Ağustos 2025 başından bu yana ham petrol fiyatlarında yaşanan %11'i aşan düşüş, piyasaları ayı piyasası bölgesine taşıdı. Bu gerilemenin temelinde, OPEC+ ülkelerinin üretimini artırma kararı ve küresel jeopolitik gelişmeler yatıyor.
OPEC+ grubundaki sekiz ana üye ülke, Ağustos 2025 itibarıyla günlük ham petrol üretimlerini toplamda 548.000 varil artırma konusunda anlaştı. Bu adım, daha önceki üretim kesintilerinin geri alınmasını hızlandırarak, dengeli bir piyasa yaratmayı hedefliyor. Bu artış, OPEC+'nın Nisan 2025'ten bu yana toplamda 1.918 milyon varil arzı yeniden piyasaya sürmesi anlamına geliyor.
Jeopolitik cephede ise Rusya, Ukrayna ve Amerika Birleşik Devletleri arasındaki potansiyel barış görüşmeleri, petrol fiyatlarını etkileyen önemli bir unsur olarak öne çıkıyor. Rus petrolüne yönelik olası yaptırımların hafifletilmesi beklentisi, küresel arz ve fiyatlandırma üzerinde daha fazla etki yaratabilir. Nitekim, Ukrayna barış görüşmelerindeki ilerlemeler, Rus petrol ihracatına yönelik kısıtlamaların gevşetilmesi olasılığını artırarak petrol fiyatları üzerinde aşağı yönlü baskı oluşturuyor.
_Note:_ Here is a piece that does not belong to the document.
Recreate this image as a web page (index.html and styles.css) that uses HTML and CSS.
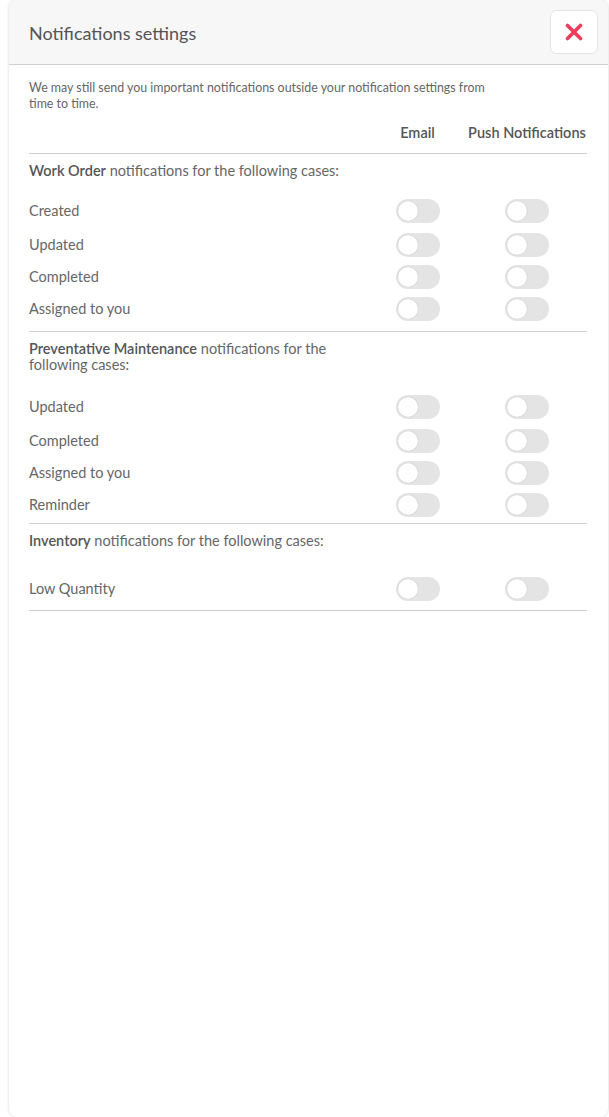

ABD Enerji Bilgi İdaresi (EIA), Brent petrol fiyatlarının 2025'in dördüncü çeyreğinde varil başına 60 doların altına düşerek ortalama 58 dolar civarında seyredeceğini öngörüyor. Bu, 2020'den bu yana ilk kez fiyatların bu seviyenin altına inmesi anlamına geliyor ve küresel petrol arzında bir fazlalık olduğuna işaret ediyor. EIA, ABD ham petrol üretiminin 2025'in Aralık ayında rekor seviye olan günde yaklaşık 13.6 milyon varile ulaşmasını bekliyor. Ancak, düşen fiyatlar nedeniyle 2026'da ABD'li üreticilerin sondaj ve kuyu tamamlama faaliyetlerini azaltacağı tahmin ediliyor.
Bu gelişmeler yaşanırken, küresel piyasalarda yatırımcı duyarlılığını yansıtan büyük endekslerde denge görülüyor. SPDR S&P 500 ETF Trust (SPY), 643.96 dolar seviyesinde %0.00103'lük hafif bir artışla işlem görürken, iShares MSCI ACWI ETF (ACWI) ise 133.53 dolar seviyesinde %0.00090'lık bir artışla piyasada yer alıyor. Bu durum, piyasaların hem arz artışına hem de jeopolitik gelişmelere karşı bir denge arayışında olduğunu gösteriyor.